During this time he continued to produce his own original works, many of which are published. At Faber Music he collaborated with Donald Mitchell to produce The Faber Book of Nursery Songs. He also composed several scores for film and televisions shows, including music for three episodes of Doctor Who. Blyton’s orchestral and instrumental works, many of which are published by Fand Music, include his Cinque Ports and Overture: The Hobbit as well as music for solo guitar, A Catch for Wind Instruments and some exceptional vocal works, including Lachrymae—In Memoriam John Dowland and Lyrics from the Chinese, which have recently been recorded by Ian Partridge with the Britten Sinfonia under Nicholas Cleobury for the Upbeat label.

In 1997 a clear-out of Blyton’s drawers, his first for more than 30 years, revealed that his famous aunt had suffered more than 500 rejections from publishers when she first started writing. In a letter to her nephew she wrote: “You don’t put me off with the talk of your disappointments—such a tale is quite usual.” In later years Blyton and his wife, Mary, moved to the Suffolk town of Woodbridge, where he relished the beauty and atmosphere and was filled with plans before his health declined.

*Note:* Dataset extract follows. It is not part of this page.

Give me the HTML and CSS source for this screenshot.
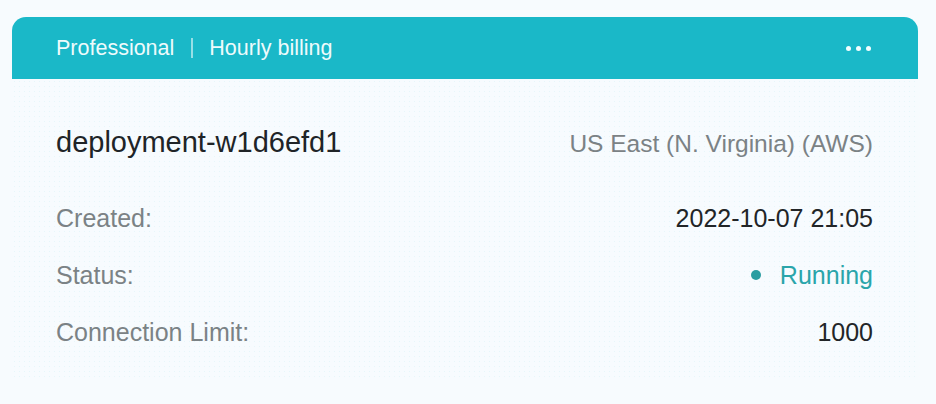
FILE: index.html
```html
<!DOCTYPE html>
<html>
<head>
<meta charset="utf-8">
<link rel="stylesheet" href="styles.css">
</head>
<body>
<div class="card">
  <div class="card-header">
    <div class="plan">
      <span>Professional</span>
      <span class="sep"></span>
      <span>Hourly billing</span>
    </div>
    <div class="more" aria-label="More">
      <i></i><i></i><i></i>
    </div>
  </div>
  <div class="card-body">
    <div class="title-row">
      <span class="name">deployment-w1d6efd1</span>
      <span class="region">US East (N. Virginia) (AWS)</span>
    </div>
    <div class="row">
      <span class="label">Created:</span>
      <span class="value">2022-10-07 21:05</span>
    </div>
    <div class="row">
      <span class="label">Status:</span>
      <span class="value status"><span class="dot"></span>Running</span>
    </div>
    <div class="row">
      <span class="label">Connection Limit:</span>
      <span class="value">1000</span>
    </div>
  </div>
</div>
</body>
</html>
```

FILE: styles.css
```css
* { box-sizing: border-box; }
html, body { margin: 0; padding: 0; }
body {
  background: #f7fbfe;
  font-family: "Liberation Sans", Arial, Helvetica, sans-serif;
  width: 936px;
  height: 404px;
  overflow: hidden;
}
.card {
  margin: 17px 0 0 12px;
  width: 906px;
}
.card-header {
  height: 62px;
  background: #1ab8c8;
  border-radius: 14px 14px 0 0;
  display: flex;
  align-items: center;
  justify-content: space-between;
  padding: 0 47px 0 44px;
  color: #eefbfc;
  font-size: 21.5px;
}
.plan {
  display: flex;
  align-items: center;
}
.sep {
  width: 2px;
  height: 20px;
  background: rgba(255,255,255,0.55);
  margin: 0 16px 0 17px;
}
.more {
  display: flex;
  gap: 5px;
  align-items: center;
}
.more i {
  display: block;
  width: 5px;
  height: 5px;
  border-radius: 50%;
  background: #f2fdfe;
}
.card-body {
  padding: 43px 45px 20px 44px;
  background-color: #f7fbfe;
  background-image: radial-gradient(circle, rgba(120, 220, 230, 0.14) 0.6px, transparent 0.9px);
  background-size: 5px 5px;
}
.title-row {
  display: flex;
  justify-content: space-between;
  align-items: baseline;
  line-height: 40px;
  margin-bottom: 26px;
}
.name {
  font-size: 29px;
  color: #202427;
}
.region {
  font-size: 24.5px;
  color: #7b8285;
}
.row {
  display: flex;
  justify-content: space-between;
  align-items: baseline;
  font-size: 25px;
  line-height: 57px;
}
.label { color: #7b8285; }
.value { color: #222527; }
.status {
  color: #2aa5aa;
}
.dot {
  display: inline-block;
  vertical-align: middle;
  width: 10px;
  height: 10px;
  border-radius: 50%;
  background: #2a9da1;
  margin: -4px 19px 0 0;
}
```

He is survived by his wife and two sons, and a legacy of music and writing that looks destined to give pleasure for many years to come.


A week after the above obituary was published, it was followed up by a letter from a reader:

Carey Blyton was highly regarded and popular with generations of Open University students attending the Arts Foundation summer schools held at Westfield College, Hampstead, in the 1980s. Despite his severe physical disabilities he devoted himself apparently tirelessly to his music students and never confined himself merely to the set course work. In the evenings he held court at his informal musical entertainments, which became one of the highlights of the extra-curricular enjoyments.

At the formal summer school concerts he performed his own witty musical compositions and in addition regularly recruited impromptu choirs. His company was always delightful, amusing and infectious, and sometimes naughty. He created happy occasions for everyone.